Ia menyesal dan kecewa dan ingin kembali ke Indonesia. Jalan terjal berliku ia harus temui untuk kembali ke tanah air. Ia dan keluarga termasuk yang beruntung bisa kembali dan mengikuti program Deradikalisasi BNPT setelah pulang dari Suriah.

Apa yang Bisa Dipelajari?

Gairah keagamaan generasi muda dan kecintaan terhadap agama mudah dieksploitasi oleh kelompok radikal di media sosial. Janji tentang berdirinya negeri khilafah dan narasi keagamaan lain sangat memukau.

Keinginan berubah menjadi relijius menjadi awal dari segalanya. Rasa ini yang dieksploitasi oleh kelompok radikal. Pada tahapan selanjutnya, ia memandang yang terjadi di lingkungan sekitarnya tidak islami. Lingkungannya salah dan tidak nyaman dengan keyakinannya. Sesuatu harus berubah, dan perubahan itu dimulai dari dirinya dan keluarganya.

Proses itu dilalui hanya dari media sosial. Tahapannya dilalui melalui penasaran dan mencari informasi. Langkah selanjutnya, mengikuti website, akun media sosial dan kanal atau grup media sosial. Di situlah proses komunikasi, indoktrinasi terjadi. Ketika indoktrinasi sudah mantap, anak-anak muda akan tergerakkan untuk beraksi nyata.

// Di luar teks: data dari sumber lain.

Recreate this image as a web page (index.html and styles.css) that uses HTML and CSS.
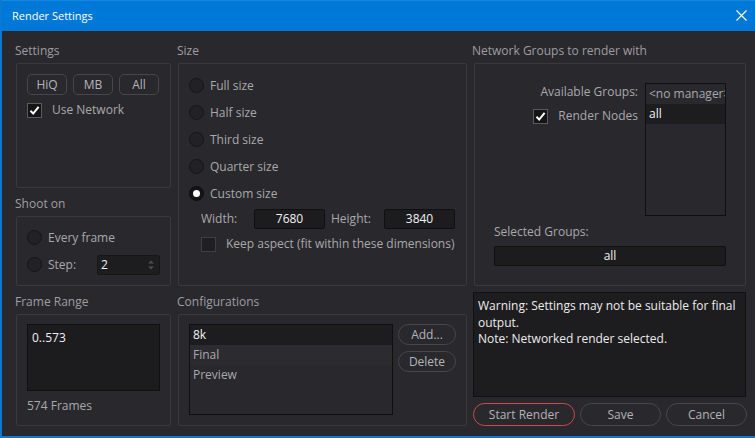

Karena itulah, radikalisasi berjubah agama di media sosial harus dideteksi sejak dini oleh generasi kita. Tidak mudah memang membedakan mana yang benar islami dan mana yang hanya menjual kata islami.

Caranya, jangan mengandalkan seorang diri untuk menjelajah konten islami di media sosial. Perlu guru dan tempat konsultasi. Tidak semua yang didapatkan di media sosial adalah sebuah kebenaran. Jangan sampai seperti Dhania yang sudah yakin kebenarannya, walaupun orang luar mengatakan ISIS salah. Keyakinan ini sudah dogmatis dan itu murni dibentuk oleh media sosial.

Dhania kini telah aktif di berbagai aktifitas perdamaian. Pengalaman hidupnya ia berikan kepada yang lain, terutama generasi muda agar tidak terjebak seperti dirinya. Pengalaman pahit apapun menjadi bermanfaat ketika itu dimaknai sebagai pembelajaran bagi yang lain.